The Recast Regulation comes at a time when one of the EU’s most significant trade and technology partners, the United States, is having a robust internal debate how to expand the scope of its dual-use export controls beyond their non-proliferation focus to respond to national security and economic security threats created by the Chinese government’s (i) technology acquisition policies designed to achieve strategic dominance in critical technology sectors; (ii) civil-military fusion policies, and (iii) human rights abuses associated with the misuse of commercial technologies. United States export controls are almost certainly going to continue expand into more non-regime list-based, end user, and end use controls designed to address such issues that are not traditionally within the mandate of the multilateral regimes.
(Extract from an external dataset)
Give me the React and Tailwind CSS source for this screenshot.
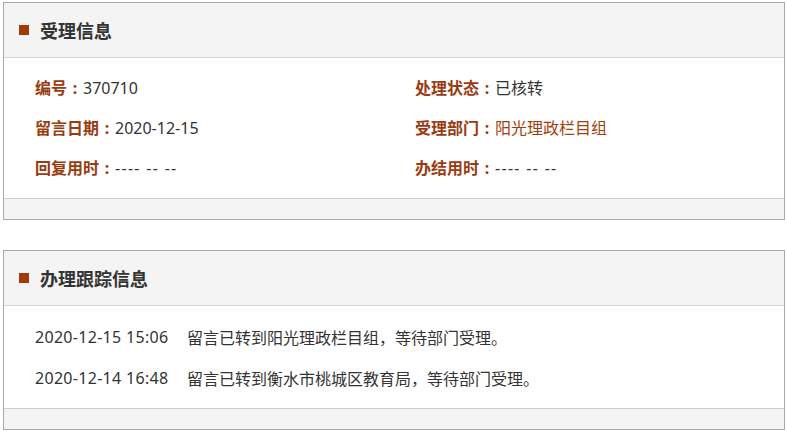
const font = { fontFamily: '"Microsoft YaHei", "Noto Sans", "Noto Sans CJK SC", sans-serif' };

const Panel = ({ title, children, bodyClass }) => (
    <div className="border border-[#aaaaaa] bg-white">
        <div className="h-[55px] flex items-center bg-[#f4f4f4] border-b border-[#d4d4d4] pl-[15px]">
            <span className="w-[10px] h-[10px] bg-[#a33a06] mr-[11px]" />
            <span className="text-[18px] font-bold text-[#333333] leading-none" style={{ fontFamily: '"Noto Sans CJK SC", sans-serif' }}>{title}</span>
        </div>
        <div className={bodyClass}>{children}</div>
        <div className="h-[21px] bg-[#f4f4f4] border-t border-[#d0d0d0]" />
    </div>
);

const Field = ({ label, value, link, dashes }) => (
    <div className="h-10 flex items-center text-[16px]">
        <span className="font-bold text-[#9a3b12]">{label}</span>
        <span className="font-bold text-[#9a3b12] inline-block w-4 text-center">:</span>
        <span className={`${link ? 'text-[#a0410d]' : 'text-[#333333]'} ${dashes ? 'tracking-[1.3px]' : ''}`}>{value}</span>
    </div>
);

const tracks = [
    { time: '2020-12-15 15:06', text: '留言已转到阳光理政栏目组，等待部门受理。' },
    { time: '2020-12-14 16:48', text: '留言已转到衡水市桃城区教育局，等待部门受理。' },
];

export default function App() {
    return (
        <div className="pt-[2px] pl-[3px] w-[785px] bg-white" style={font}>
            <Panel title="受理信息" bodyClass="h-[140px] pt-[10px] pl-[31px] grid grid-cols-[380px_1fr] content-start">
                <Field label="编号" value="370710" />
                <Field label="处理状态" value="已核转" />
                <Field label="留言日期" value="2020-12-15" />
                <Field label="受理部门" value="阳光理政栏目组" link />
                <Field label="回复用时" value="---- -- --" dashes />
                <Field label="办结用时" value="---- -- --" dashes />
            </Panel>
            <div className="mt-[30px]">
                <Panel title="办理跟踪信息" bodyClass="h-[102px] pt-[10px] pl-[31px]">
                    {tracks.map((t) => (
                        <div key={t.time} className="h-[41px] flex items-center text-[16px] text-[#333333]">
                            <span className="w-[152px] tracking-[0.3px]">{t.time}</span>
                            <span style={{ fontFamily: '"Noto Sans CJK SC", sans-serif' }}>{t.text}</span>
                        </div>
                    ))}
                </Panel>
            </div>
        </div>
    );
}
With the Recast Regulation, however, the EU stays close to the traditional objective of export controls, i.e., controlling the export of items on the multilateral regime control lists for non-proliferation-related reasons. A core element of the Biden Administration’s foreign policy is to develop multilateral approaches to solving problems of common interest. Thus, it remains to be seen whether the United States will be able to convince the EU and its Member States to adopt plurilateral changes to their export control rules to respond to non-traditional national security, economic securities, and supply chain threats pertaining to China that the United States has identified and that are not addressed by the multilateral regimes.

DISCLAIMER: Because of the generality of this update, the information provided herein may not be applicable in all situations and should not be acted upon without specific legal advice based on particular situations.